Since all the opinions agree that the sole prosecutorial jurisdiction and responsibility resides in the county State's Attorney, it would seem the observation in Hill (29 Ill. App.2d 429, 441, 173 N.E.2d 839, 845) is as appropriate today as it was then: "The handling of the case in court should be by the State's Attorney." Since Hill the Judicial Article of 1964 has commenced a new improved system of justice in Illinois which was designed to coordinate the devotion of full-time professionals. Toward that end the State through the legislature has undertaken to pay, and relieve the counties, of many of the costs, most significant of which is most of the salaries of the judges and State's Attorneys.
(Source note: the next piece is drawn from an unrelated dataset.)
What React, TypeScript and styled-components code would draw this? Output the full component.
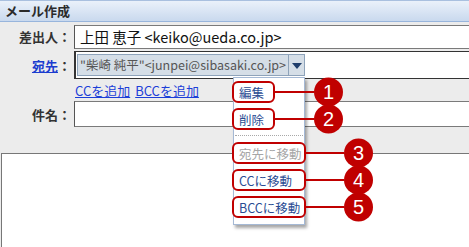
import styled, { createGlobalStyle } from "styled-components";

const GlobalStyle = createGlobalStyle`
  html, body {
    margin: 0;
    padding: 0;
    background: #ffffff;
  }
  body {
    font-family: "Noto Sans CJK JP", "Noto Sans", sans-serif;
  }
`;

const Window = styled.div`
  position: relative;
  width: 469px;
  height: 247px;
  overflow: hidden;
  background: #ececec;
  display: flex;
  flex-direction: column;
`;

const TitleBar = styled.div`
  height: 22px;
  box-sizing: border-box;
  padding-left: 5px;
  border-top: 1px solid #a9c0df;
  border-bottom: 1px solid #98b5dc;
  background: linear-gradient(#eaf1fa, #c9d9ee);
  font-size: 13px;
  font-weight: bold;
  line-height: 20px;
  color: #2b2b2b;
`;

const Form = styled.div`
  display: grid;
  grid-template-columns: 71px 1fr;
  grid-template-rows: 26px 28px 22px 26px;
  column-gap: 3px;
  padding: 3px 0 26px 0;
`;

const Label = styled.div<{ $top?: boolean }>`
  align-self: ${(p) => (p.$top ? "start" : "center")};
  line-height: ${(p) => (p.$top ? "24px" : "normal")};
  text-align: right;
  font-size: 13px;
  font-weight: bold;
  color: #333333;
  white-space: nowrap;
`;

const LabelLink = styled.a`
  color: #1b3ccf;
  text-decoration: underline;
  cursor: pointer;
`;

const TextField = styled.div<{ $height: number }>`
  height: ${(p) => p.$height}px;
  box-sizing: border-box;
  align-self: start;
  background: #ffffff;
  border: 1px solid #7a7a7a;
  border-right: none;
  border-left-color: #555555;
  padding-left: 5px;
  font-size: 14.5px;
  line-height: 22px;
  color: #111111;
  white-space: nowrap;
`;

const AddressBox = styled.div`
  height: 28px;
  box-sizing: border-box;
  background: #ffffff;
  border: 1px solid #333333;
  border-left-width: 2px;
  border-right: none;
  padding: 2px 1px;
  display: flex;
`;

const Chip = styled.div`
  display: flex;
  width: 228px;
  height: 22px;
  box-sizing: border-box;
  border: 1px solid #8ea3ba;
  background: #d5dee7;
`;

const ChipText = styled.span`
  flex: 1;
  padding-left: 2px;
  font-size: 12.5px;
  line-height: 20px;
  color: #555555;
  white-space: nowrap;
  overflow: hidden;
`;

const ChipArrow = styled.span`
  width: 15px;
  border-left: 1px solid #8ea3ba;
  display: flex;
  align-items: center;
  justify-content: center;

  &::after {
    content: "";
    border-top: 6px solid #1e3d6b;
    border-left: 5px solid transparent;
    border-right: 5px solid transparent;
    margin-top: 2px;
  }
`;

const LinkRow = styled.div`
  display: flex;
  align-items: center;
  gap: 5px;
  padding-left: 1px;
  font-size: 13px;
`;

const TextLink = styled.a`
  color: #1c3fd8;
  text-decoration: underline;
  cursor: pointer;
`;

const Body = styled.div`
  flex: 1;
  margin-left: 1px;
  background: #ffffff;
  border-top: 1px solid #777777;
  border-left: 1px solid #777777;
`;

const Menu = styled.div`
  position: absolute;
  left: 233px;
  top: 77px;
  width: 72px;
  box-sizing: border-box;
  padding: 3px 0 6px 0;
  background: #ffffff;
  border: 1px solid #a5b9d5;
  box-shadow: 2px 3px 3px rgba(0, 0, 0, 0.35);
  display: flex;
  flex-direction: column;
  gap: 5px;
`;

const Separator = styled.div`
  margin: 0 1px 1px 1px;
  border-top: 1px dotted #a8a8a8;
`;

const MenuItem = styled.div<{ $width: number; $disabled?: boolean }>`
  position: relative;
  margin-left: -2px;
  width: ${(p) => p.$width}px;
  height: 22px;
  box-sizing: border-box;
  border: 2px solid #c00000;
  border-radius: 6px;
  padding-left: 5px;
  display: flex;
  align-items: center;
  font-size: 12.5px;
  color: ${(p) => (p.$disabled ? "#a6a6a6" : "#2a4c93")};
  white-space: nowrap;
`;

const Connector = styled.span<{ $reach: number }>`
  position: absolute;
  left: calc(100% + 2px);
  top: 50%;
  margin-top: -1px;
  width: ${(p) => p.$reach}px;
  height: 2px;
  background: #c00000;
`;

const Badge = styled.span<{ $reach: number }>`
  position: absolute;
  left: calc(100% + 2px + ${(p) => p.$reach}px);
  top: 50%;
  transform: translateY(-50%);
  width: 29px;
  height: 29px;
  border-radius: 50%;
  background: #c00000;
  color: #ffffff;
  font-family: "Liberation Sans", Arial, sans-serif;
  font-size: 20px;
  line-height: 29px;
  text-align: center;
`;

type Item = {
  label: string;
  no: number;
  width: number;
  reach: number;
  disabled?: boolean;
};

const topItems: Item[] = [
  { label: "編集", no: 1, width: 43, reach: 39 },
  { label: "削除", no: 2, width: 43, reach: 39 },
];

const moveItems: Item[] = [
  { label: "宛先に移動", no: 3, width: 74, reach: 38, disabled: true },
  { label: "CCに移動", no: 4, width: 74, reach: 38 },
  { label: "BCCに移動", no: 5, width: 74, reach: 38 },
];

const renderItem = (item: Item) => (
  <MenuItem key={item.no} $width={item.width} $disabled={item.disabled}>
    {item.label}
    <Connector $reach={item.reach} />
    <Badge $reach={item.reach}>{item.no}</Badge>
  </MenuItem>
);

const App = () => {
  return (
    <Window>
      <GlobalStyle />
      <TitleBar>メール作成</TitleBar>
      <Form>
        <Label $top>差出人：</Label>
        <TextField $height={24}>上田 恵子 &lt;keiko@ueda.co.jp&gt;</TextField>

        <Label>
          <LabelLink>宛先</LabelLink>：
        </Label>
        <AddressBox>
          <Chip>
            <ChipText>"柴崎 純平"&lt;junpei@sibasaki.co.jp&gt;</ChipText>
            <ChipArrow />
          </Chip>
        </AddressBox>

        <span />
        <LinkRow>
          <TextLink>CCを追加</TextLink>
          <TextLink>BCCを追加</TextLink>
        </LinkRow>

        <Label>件名：</Label>
        <TextField $height={26} />
      </Form>
      <Body />

      <Menu>
        {topItems.map(renderItem)}
        <Separator />
        {moveItems.map(renderItem)}
      </Menu>
    </Window>
  );
};

export default App;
The net effect has been to do away with the uncertain quality of the former local justice system. It would appear therefore that the legislature through its implementation of that Judicial Article would intend the State's Attorneys to in fact more than supervise the quality of prosecution within the county; that the legislature by its inactivity with regard to section 16-105 intended for the benefit of the fines and forfeitures to be of secondary consideration, but to remain with the local units of government, both large and small, to supply the necessary revenues for the engaging of police personnel to arrest, sign complaints, testify, and in effect, "seasonably prosecute," and I attach no importance to whether the State's Attorney is said to authorize, tender, grant, or delegate, or whether the local prosecutor refuses or rejects by any method. The all important consideration by my view as interpreted by the majority in Urbana is whether the local prosecutor requests the authority to act, or otherwise formally and unquestionably accepts the chore.
I believe the consistent "holdings", i.e., the 1943 and last amendment to section 16-105, the Illinois Attorney General's Opinions No. 7, 1949 and No. 78, 1953, the 1961 Hill case, and the majority in Urbana, confirm that the duty to prosecute in the courtroom should not be unilaterally delegated to local prosecutors.